This article is written by a student writer from the Her Campus at FSU chapter and does not reflect the views of Her Campus.
A few years ago, you’d open Instagram, scroll through your friends’ vacation photos, maybe like a few memes, and close the app. Simple! Now? You open Instagram to watch one reel, and suddenly you’re watching a makeup tutorial and Subway Surfers gameplay, and an oddly satisfying cake-cutting video all playing at once. Somehow, it’s been an hour with no stillness at all.
It’s not just entertainment anymore. It’s overstimulation.

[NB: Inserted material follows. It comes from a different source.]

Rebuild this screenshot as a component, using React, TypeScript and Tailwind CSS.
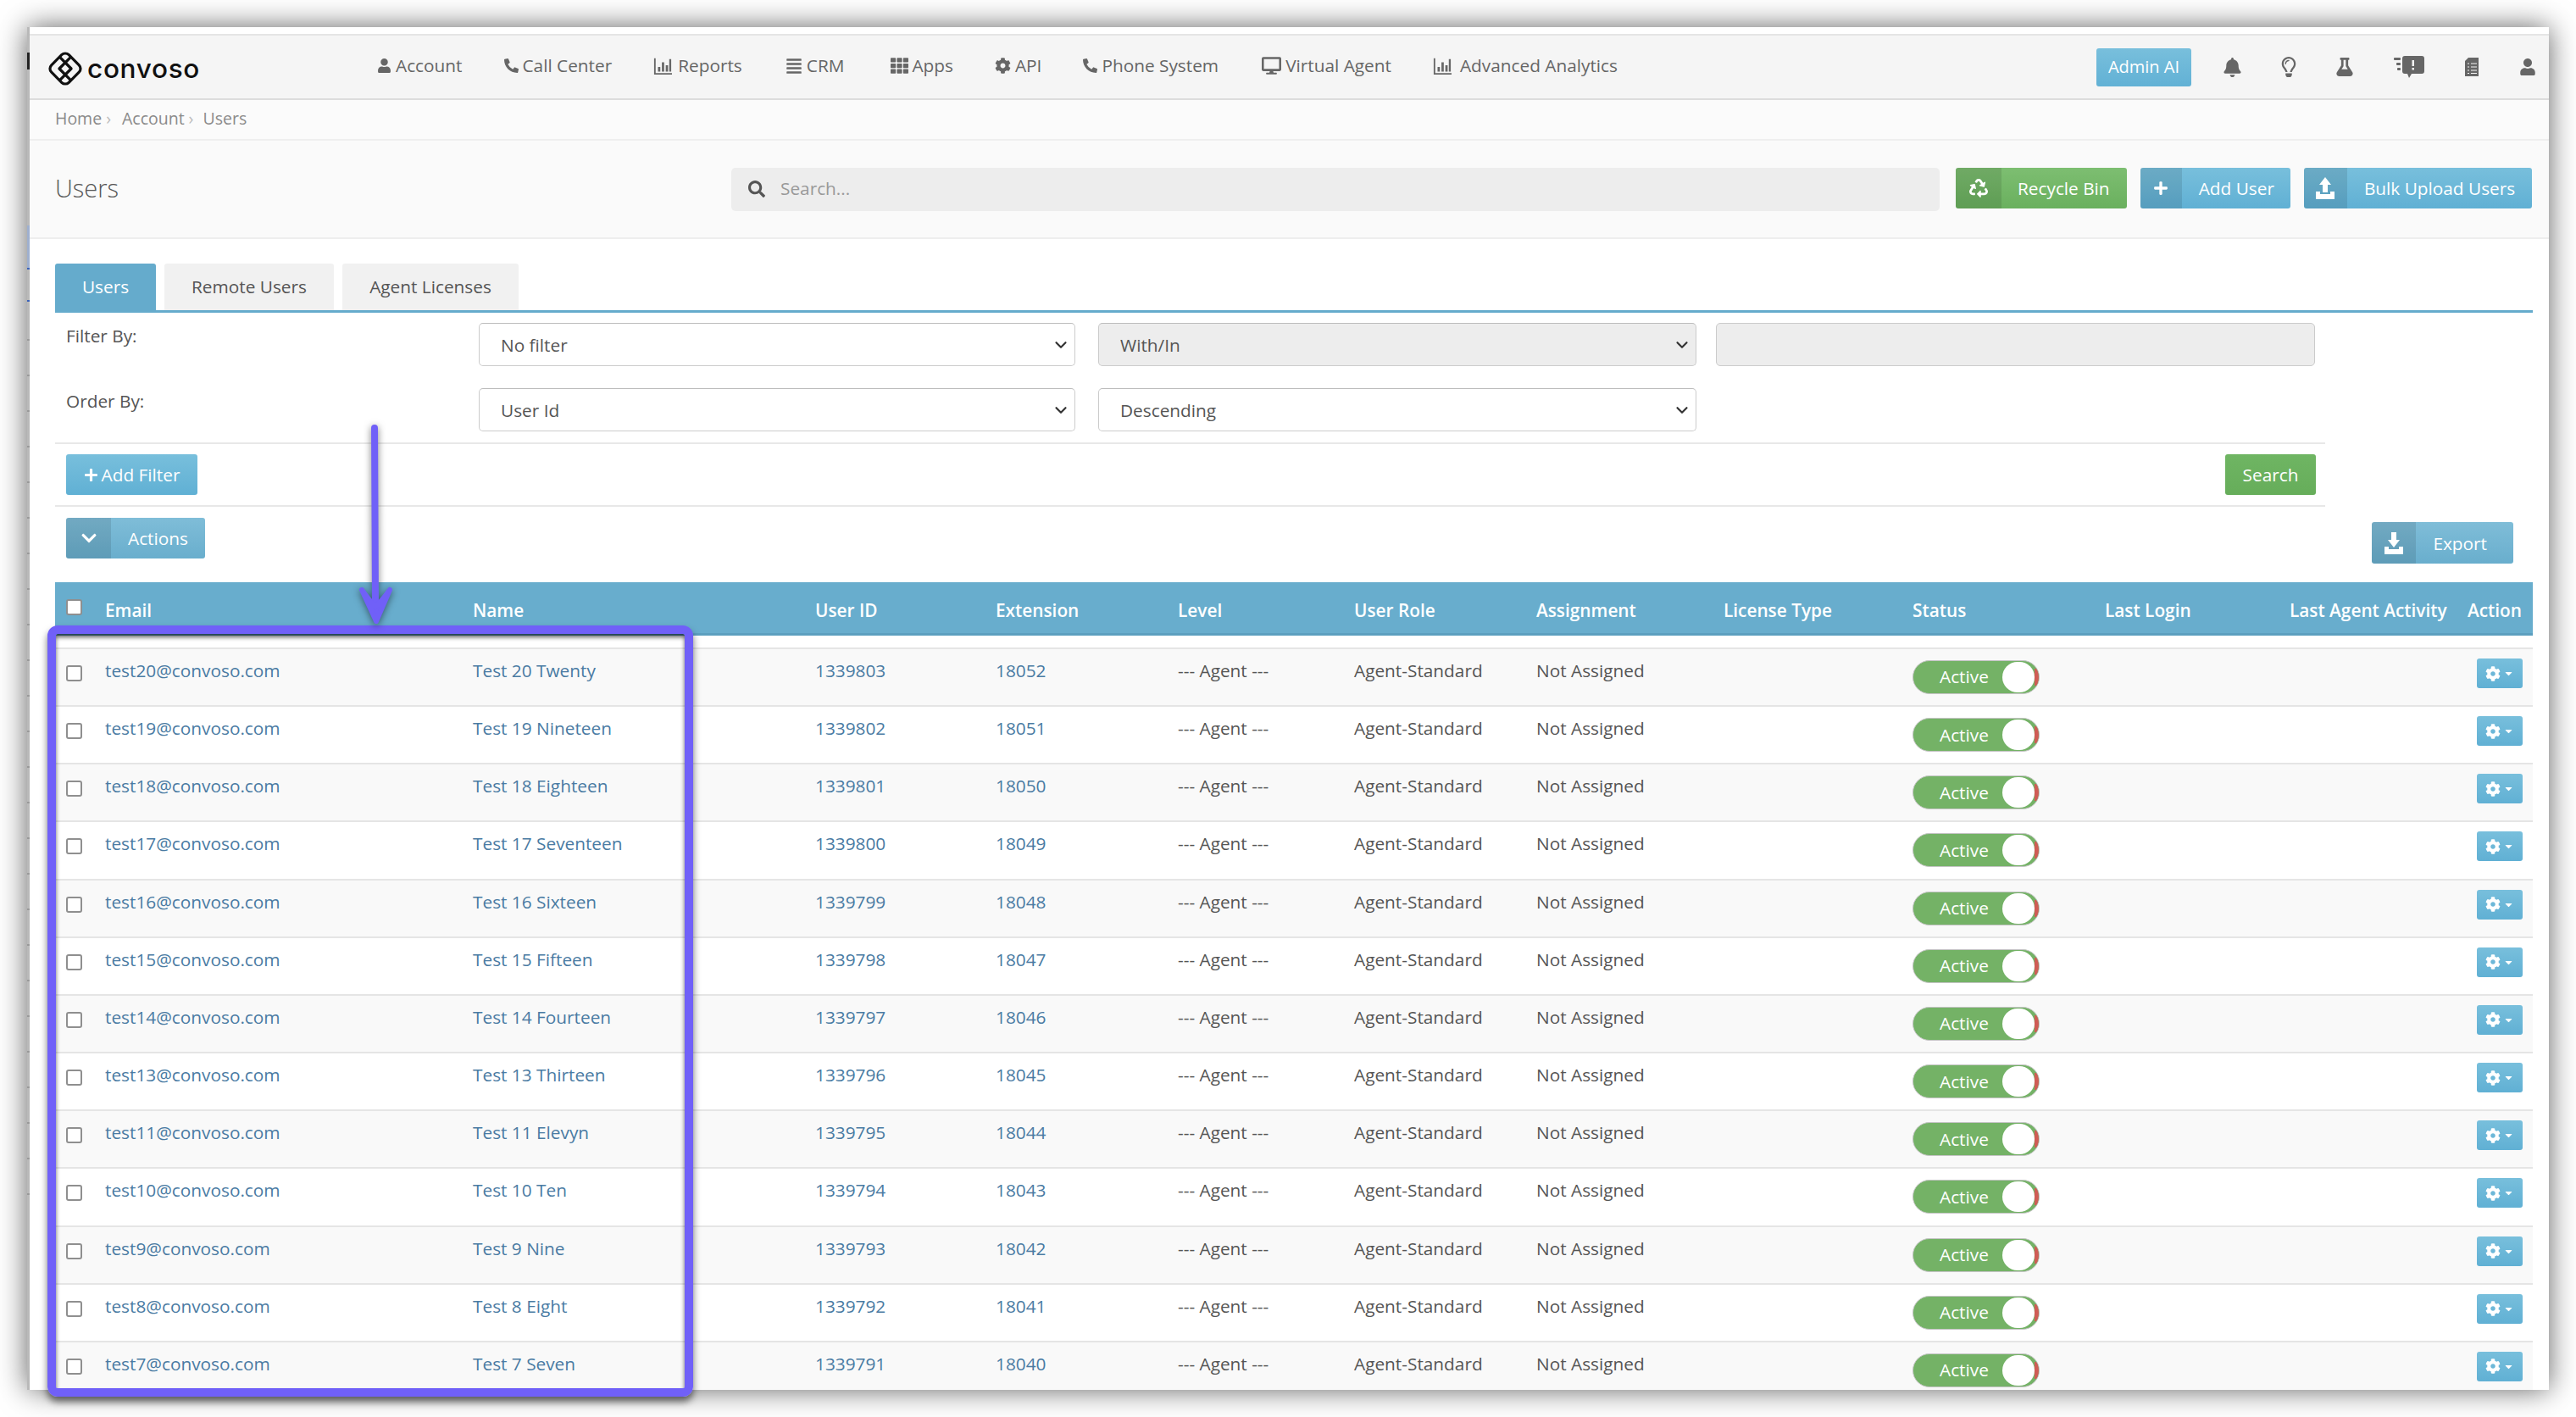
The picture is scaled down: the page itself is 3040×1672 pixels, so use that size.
import React from "react";
import { FaUser, FaPhoneAlt, FaAlignJustify, FaTh, FaCog, FaDesktop, FaBell, FaRegLightbulb, FaFlask, FaRecycle, FaPlus, FaChevronDown, FaCaretDown, FaSearch } from "react-icons/fa";
import { ChevronDown } from "lucide-react";

const grid = "grid grid-cols-[59px_434px_404px_213px_215px_208px_215px_221px_223px_227px_218px_210px_77px]";

const people: [string, string][] = [
  ["test20", "Test 20 Twenty"],
  ["test19", "Test 19 Nineteen"],
  ["test18", "Test 18 Eighteen"],
  ["test17", "Test 17 Seventeen"],
  ["test16", "Test 16 Sixteen"],
  ["test15", "Test 15 Fifteen"],
  ["test14", "Test 14 Fourteen"],
  ["test13", "Test 13 Thirteen"],
  ["test11", "Test 11 Elevyn"],
  ["test10", "Test 10 Ten"],
  ["test9", "Test 9 Nine"],
  ["test8", "Test 8 Eight"],
  ["test7", "Test 7 Seven"],
];

const headers = ["Email", "Name", "User ID", "Extension", "Level", "User Role", "Assignment", "License Type", "Status", "Last Login", "Last Agent Activity", "Action"];

function Bars({ size = 22 }: { size?: number }) {
  return (
    <svg width={size} height={size} viewBox="0 0 24 24" fill="currentColor">
      <path d="M1 2h2v19h21v2H1z" />
      <path d="M6 13h3v6H6zM11 7h3v12h-3zM16 11h3v8h-3zM20.5 3h2.5v16h-2.5z" />
    </svg>
  );
}

function Tray({ up }: { up: boolean }) {
  return (
    <svg width="22" height="28" viewBox="0 0 22 28" fill="currentColor">
      {up ? <path d="M11 1l7 9h-4v9H8v-9H4z" /> : <path d="M8 1h6v9h4l-7 9-7-9h4z" />}
      <path d="M0 18h5v3h12v-3h5v9H0z" />
    </svg>
  );
}

function Logo() {
  return (
    <svg width="40" height="40" viewBox="0 0 40 40" fill="none" stroke="#111" strokeWidth="3.2" strokeLinejoin="round">
      <g transform="rotate(45 20 20)">
        <rect x="5.5" y="5.5" width="29" height="29" rx="6" />
        <path d="M15 5.5V25h19.5M25 34.5V15H5.5" />
      </g>
    </svg>
  );
}

function Feedback() {
  return (
    <svg width="36" height="26" viewBox="0 0 36 26" fill="currentColor">
      <rect x="0" y="2" width="8" height="3" rx="1" />
      <rect x="3" y="8" width="5" height="3" rx="1" />
      <rect x="4" y="14" width="4" height="3" rx="1" />
      <path d="M13 0h20a3 3 0 013 3v15a3 3 0 01-3 3H21l-3 5-2-5h-3a3 3 0 01-3-3V3a3 3 0 013-3z" />
      <rect x="21.5" y="5" width="2.5" height="7" fill="#f5f5f5" />
      <rect x="21.5" y="14" width="2.5" height="2.5" fill="#f5f5f5" />
    </svg>
  );
}

function Checklist() {
  return (
    <svg width="16" height="22" viewBox="0 0 16 22">
      <path d="M4 0h12v22H0V4z" fill="currentColor" />
      <path d="M3 7h2M7 7h7M3 11h2M7 11h7M3 15h2M7 15h7M3 18.5h2M7 18.5h7" stroke="#f5f5f5" strokeWidth="1.2" />
    </svg>
  );
}

function NavItem({ icon, label, w, extra = "" }: { icon: React.ReactNode; label: string; w: string; extra?: string }) {
  return (
    <div className={`flex items-center gap-[3px] whitespace-nowrap ${extra}`}>
      <span className={`flex justify-start ${w}`}>{icon}</span>
      <span>{label}</span>
    </div>
  );
}

function IconButton({ icon, label, color, iconW, textPl, textPr, h }: { icon: React.ReactNode; label: string; color: string; iconW: string; textPl: string; textPr: string; h: string }) {
  return (
    <div className={`flex ${h} items-stretch overflow-hidden rounded-[3px] text-white ${color}`}>
      <span className={`flex items-center justify-center bg-black/10 ${iconW}`}>{icon}</span>
      <span className={`flex items-center whitespace-nowrap pt-[2px] ${textPl} ${textPr}`}>{label}</span>
    </div>
  );
}

function Select({ label, width, disabled }: { label: string; width: string; disabled?: boolean }) {
  return (
    <div className={`flex h-[51px] items-center justify-between rounded-[5px] border border-[#cbcbcb] border-t-[#bcbcbc] pl-[25px] pr-[5px] ${width} ${disabled ? "bg-[#ededed]" : "bg-white"}`}>
      <span className="pt-[2px]">{label}</span>
      <ChevronDown size={22} strokeWidth={2.4} color="#333" />
    </div>
  );
}

function Toggle() {
  return (
    <div className="relative flex h-[40px] w-[150px] items-center overflow-hidden rounded-full border border-[#c4c4c4] bg-[#74b266] pl-[31px] text-white">
      <span>Active</span>
      <span className="absolute right-[5px] top-[1px] h-[36px] w-[38px] rounded-full bg-white" />
      <span className="absolute right-0 top-[9px] h-[20px] w-[5px] bg-[#cf5c55]" />
    </div>
  );
}

function Row({ person, index }: { person: [string, string]; index: number }) {
  const [mail, name] = person;
  const link = "pt-[10px] text-[#4a7ba3]";
  const plain = "pt-[10px]";
  return (
    <div className={`${grid} h-[68.17px] shrink-0 border-t-2 border-[#e5e5e5] ${index % 2 === 0 ? "bg-[#f9f9f9]" : "bg-white"}`}>
      <div className="pl-[13px] pt-[19px]">
        <div className="h-[19px] w-[19px] rounded-[3px] border-2 border-[#8f8f8f] bg-white" />
      </div>
      <div className={link}>{mail}@convoso.com</div>
      <div className={link}>{name}</div>
      <div className={link}>{1339803 - index}</div>
      <div className={link}>{18052 - index}</div>
      <div className={plain}>--- Agent ---</div>
      <div className={plain}>Agent-Standard</div>
      <div className={plain}>Not Assigned</div>
      <div />
      <div className="pt-[13px]">
        <Toggle />
      </div>
      <div />
      <div />
      <div className="pl-[11px] pt-[11px]">
        <div className="flex h-[35px] w-[54px] items-center justify-center gap-[3px] rounded-[3px] bg-gradient-to-b from-[#78bfdc] to-[#60b0d4] text-white">
          <FaCog size={18} />
          <FaCaretDown size={13} />
        </div>
      </div>
    </div>
  );
}

export default function App() {
  return (
    <div className="relative h-[1672px] w-[3040px] overflow-hidden bg-white pl-[32px] pt-[32px] font-['Open_Sans',sans-serif] text-[20.8px] text-[#555]">
      <div className="flex h-[1608px] w-[2976px] shadow-[0_0_32px_rgba(0,0,0,0.62)]">
        <div className="flex h-full w-[3px] shrink-0 flex-col bg-[#b9b9b9]">
          <div className="mt-[30px] h-[20px] bg-[#222]" />
          <div className="mt-[184px] h-[50px] bg-[#9fb0cf]" />
          <div className="h-[2px] bg-[#3b62b8]" />
          <div className="mt-[36px] h-[2px] bg-[#3b62b8]" />
          <div className="mt-[4px] h-[1090px] bg-[repeating-linear-gradient(to_bottom,#b9b9b9_0,#b9b9b9_40px,#999_40px,#999_42px)]" />
        </div>

        <div className="flex h-full w-[2973px] flex-col overflow-hidden bg-white">
          <div className="h-[8px] shrink-0 bg-white" />
          <div className="h-[2px] shrink-0 bg-[#e5e5e5]" />

          <div className="flex h-[76px] shrink-0 items-center border-b-2 border-[#dcdcdc] bg-[#f5f5f5] text-[#666] shadow-[0_2px_3px_rgba(0,0,0,0.06)]">
            <div className="flex w-[410px] shrink-0 items-center gap-[6px] pl-[22px] pt-[4px]">
              <Logo />
              <span className="font-['Inter',sans-serif] text-[31.5px] font-medium tracking-[0.7px] text-[#111]">convoso</span>
            </div>
            <div className="flex items-center gap-[49px] pb-[3px]">
              <NavItem w="w-[19px]" icon={<FaUser size={17} />} label="Account" />
              <NavItem w="w-[19px]" icon={<FaPhoneAlt size={17} />} label="Call Center" />
              <NavItem w="w-[26px]" icon={<Bars />} label="Reports" extra="mr-[2px]" />
              <NavItem w="w-[22px]" icon={<FaAlignJustify size={20} />} label="CRM" extra="mr-[6px]" />
              <NavItem w="w-[22px]" icon={<FaTh size={21} />} label="Apps" />
              <NavItem w="w-[21px]" icon={<FaCog size={19} />} label="API" />
              <NavItem w="w-[19px]" icon={<FaPhoneAlt size={17} />} label="Phone System" extra="mr-[2px]" />
              <NavItem w="w-[25px]" icon={<FaDesktop size={23} />} label="Virtual Agent" />
              <NavItem w="w-[29px]" icon={<Bars />} label="Advanced Analytics" />
            </div>
            <div className="ml-auto flex items-center pr-[5px]">
              <div className="flex h-[45px] w-[112px] items-center justify-center rounded-[3px] bg-gradient-to-b from-[#78bfdc] to-[#62b1d5] text-[20px] text-white">Admin AI</div>
              <div className="ml-[28px] flex w-[40px] justify-center"><FaBell size={23} /></div>
              <div className="ml-[27px] flex w-[40px] justify-center"><FaRegLightbulb size={24} /></div>
              <div className="ml-[26px] flex w-[40px] justify-center"><FaFlask size={22} /></div>
              <div className="ml-[36px] flex w-[40px] justify-center"><Feedback /></div>
              <div className="ml-[34px] flex w-[40px] justify-center"><Checklist /></div>
              <div className="ml-[26px] flex w-[40px] justify-center"><FaUser size={20} /></div>
            </div>
          </div>

          <div className="flex h-[48px] shrink-0 items-center gap-[5px] border-b-2 border-[#efefef] bg-[#fbfbfb] pb-[2px] pl-[30px] text-[19.5px] text-[#8a8a8a]">
            <span>Home</span>
            <span className="mr-[8px] text-[#bbb]">›</span>
            <span>Account</span>
            <span className="mr-[6px] text-[#bbb]">›</span>
            <span>Users</span>
          </div>

          <div className="flex h-[116px] shrink-0 items-center border-b-2 border-[#eeeeee] bg-[#fafafa] pl-[30px]">
            <div className="w-[798px] pb-[2px] text-[29px] font-light text-[#555]">Users</div>
            <div className="flex h-[51px] w-[1426px] items-center gap-[18px] rounded-[5px] bg-[#ededed] pl-[20px] text-[#999]">
              <FaSearch size={20} className="text-[#555]" />
              <span>Search...</span>
            </div>
            <div className="ml-[19px] flex gap-[16px] pb-[3px]">
              <IconButton h="h-[48px]" icon={<FaRecycle size={22} />} label="Recycle Bin" color="bg-gradient-to-b from-[#7dbe71] to-[#6ab05e]" iconW="w-[54px]" textPl="pl-[19px]" textPr="pr-[20px]" />
              <IconButton h="h-[48px]" icon={<FaPlus size={18} />} label="Add User" color="bg-gradient-to-b from-[#78bfdc] to-[#60b0d4]" iconW="w-[49px]" textPl="pl-[20px]" textPr="pr-[19px]" />
              <IconButton h="h-[48px]" icon={<Tray up />} label="Bulk Upload Users" color="bg-gradient-to-b from-[#78bfdc] to-[#60b0d4]" iconW="w-[51px]" textPl="pl-[20px]" textPr="pr-[20px]" />
            </div>
          </div>

          <div className="ml-[30px] mt-[29px] flex h-[58px] w-[2924px] shrink-0 gap-[10px] border-b-[3px] border-[#65abcc]">
            <div className="flex h-[55px] w-[119px] items-center justify-center rounded-t-[3px] bg-[#65abcc] text-white">Users</div>
            <div className="flex h-[55px] w-[200px] items-center justify-center rounded-t-[3px] bg-[#f1f1f1]">Remote Users</div>
            <div className="flex h-[55px] w-[208px] items-center justify-center rounded-t-[3px] bg-[#f1f1f1]">Agent Licenses</div>
          </div>

          <div className="ml-[43px] mt-[12px] flex shrink-0 flex-col gap-[26px]">
            <div className="flex">
              <div className="w-[488px]">Filter By:</div>
              <div className="-ml-[1px] flex gap-[27px]">
                <Select label="No filter" width="w-[704px]" />
                <Select label="With/In" width="w-[706px]" disabled />
                <div className="-ml-[4px] h-[51px] w-[707px] rounded-[5px] border border-[#cbcbcb] bg-[#ededed]" />
              </div>
            </div>
            <div className="flex">
              <div className="w-[488px]">Order By:</div>
              <div className="-ml-[1px] flex gap-[27px]">
                <Select label="User Id" width="w-[704px]" />
                <Select label="Descending" width="w-[706px]" />
              </div>
            </div>
          </div>

          <div className="ml-[30px] mt-[13px] flex h-[76px] w-[2679px] shrink-0 items-center justify-between border-y-2 border-[#e8e8e8] pl-[13px] pr-[11px] text-white">
            <div className="flex h-[48px] w-[155px] items-center justify-center gap-[4px] rounded-[3px] bg-gradient-to-b from-[#78bfdc] to-[#60b0d4] pt-[1px]">
              <FaPlus size={17} />
              <span>Add Filter</span>
            </div>
            <div className="flex h-[48px] w-[107px] items-center justify-center rounded-[3px] bg-gradient-to-b from-[#6fb563] to-[#66ad5a] pt-[1px]">Search</div>
          </div>

          <div className="ml-[30px] mt-[13px] flex h-[54px] w-[2924px] shrink-0 items-start justify-between pl-[13px] pr-[23px]">
            <IconButton h="h-[48px]" icon={<FaChevronDown size={20} />} label="Actions" color="bg-gradient-to-b from-[#7fbdd8] to-[#69aecd]" iconW="w-[53px]" textPl="pl-[20px]" textPr="pr-[20px]" />
            <div className="mt-[5px]">
              <IconButton h="h-[49px]" icon={<Tray up={false} />} label="Export" color="bg-gradient-to-b from-[#7fbdd8] to-[#69aecd]" iconW="w-[52px]" textPl="pl-[20px]" textPr="pr-[31px]" />
            </div>
          </div>

          <div className="ml-[30px] mt-[22px] flex w-[2924px] flex-col">
            <div className={`${grid} h-[63px] shrink-0 border-b-[3px] border-[#5c9fbf] bg-[#68adcd] font-semibold text-white`}>
              <div className="pl-[13px] pt-[20px]">
                <div className="h-[19px] w-[19px] rounded-[3px] border-2 border-[#8f8f8f] bg-white" />
              </div>
              {headers.map((h) => (
                <div key={h} className="whitespace-nowrap pt-[18px]">{h}</div>
              ))}
            </div>
            <div className="h-[14px] shrink-0 bg-white" />
            {people.map((p, i) => (
              <Row key={p[0]} person={p} index={i} />
            ))}
          </div>
        </div>
      </div>

      <div className="absolute left-[56px] top-[738px] h-[910px] w-[762px] rounded-[12px] border-[10px] border-[#7060f8] shadow-[0_6px_8px_rgba(0,0,0,0.55),inset_0_4px_5px_rgba(0,0,0,0.6)]" />
      <svg className="absolute left-[405px] top-[495px] drop-shadow-[0_2px_4px_rgba(0,0,0,0.5)]" width="80" height="250" viewBox="405 495 80 250">
        <path d="M442 505L443 715" stroke="#7060f8" strokeWidth="8" strokeLinecap="round" fill="none" />
        <path d="M427 696Q437 710 443 716Q450 710 460 696L444 733Z" fill="#7060f8" stroke="#7060f8" strokeWidth="6" strokeLinejoin="round" />
      </svg>
    </div>
  );
}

Those split-screen videos, the “watch this while I tell a story” trend, and the constant jump cuts all feed the same cycle: shorter attention spans, less patience, and an itch for constant stimulation. I’ve noticed it in my own habits too. I’ll catch myself watching 15-second videos on 2x speed just so I can move on to the next one faster. My brain has become addicted to novelty.
And I’m not alone. Ask anyone around you and they’ll probably admit it: sitting through a two-minute video feels like a chore now.
The Algorithmic Trap
The issue isn’t just the content; it’s how the apps are built. Before 2020, you could finish scrolling. There was an end: you’d reach the last of your friends’ posts and log off. But now, algorithms never stop feeding you. Every swipe is a new dopamine hit, perfectly tailored to your interests. The better it knows you, the harder it is to stop.
What starts as “just five minutes” can quietly turn into two hours of doomscrolling. The worst part is, I never feel good after this. I just feel empty, scattered, and weirdly restless.
Tip #1: Delete (or hide) the Apps
It sounds extreme, but hear me out, it works. During my senior year of high school, I deleted Instagram completely. I was taking five APs and two dual-enrollment classes, and that semester I got straight A’s and fours or fives on all my exams. Nothing really changed except that my brain finally had space to think. Nothing was necessarily hijacking my attention.
Tip #2: Build a Routine Around Hobbies
A lot of people don’t realize how much social media kills creativity. We think we’re “inspired”, but really, we’re just consuming, not creating. The more time you spend scrolling, the less time you have for hobbies, and the harder it is to even start one.
Slowly building a daily routine with small, real-world habits helps retrain your brain. This includes reading at a certain time, cooking, journaling, going on walks, or even taking a nap at the same hour each day. The point isn’t productivity, it’s presence. The more consistent your routines become, the less your brain craves that instant hit of newness from your feed.
When you skip your routine, you’ll feel it. That’s your brain re-learning discipline.
Tip #3: Consume with Intention
You don’t have to delete every app to reclaim your focus. You could just start noticing how you’re using them. Try watching one video at a time, without background distractions. If you’re listening to a podcast, don’t scroll while it plays. Let yourself focus on one thing. It feels weird at first, but that’s kind of the point.
When you’re watching or listening to something, actually think about it. Try forming your own opinions; why does this person believe this? What do you think about it? What are they really trying to say? It’s a small shift, but it turns passive scrolling into active thinking, and that’s where real focus starts to come back.
I find that longer content helps too. I started watching more video essays and YouTube deep dives, such as history breakdowns, self-help topics, and random movie analyses. Unlike ten-second clips, these videos ask you to slow down and engage. It’s focus disguised as entertainment.
Platforms like YouTube can still be “social media,” but they work differently. You’re not mindlessly swiping, you’re engaging, reflecting, and actually processing what you’re watching. It’s a way to feed your brain instead of just numbing it.
The Bottom Line
Social media isn’t evil, but the way we use it has changed how our brains work. We’re multitasking when we don’t need to, consuming faster than we can think, and forgetting how to be bored.
Reclaiming your focus doesn’t mean rejecting the internet; it means remembering what it feels like to live offline, even for a little while. Focus doesn’t come from doing more, but from finally doing less.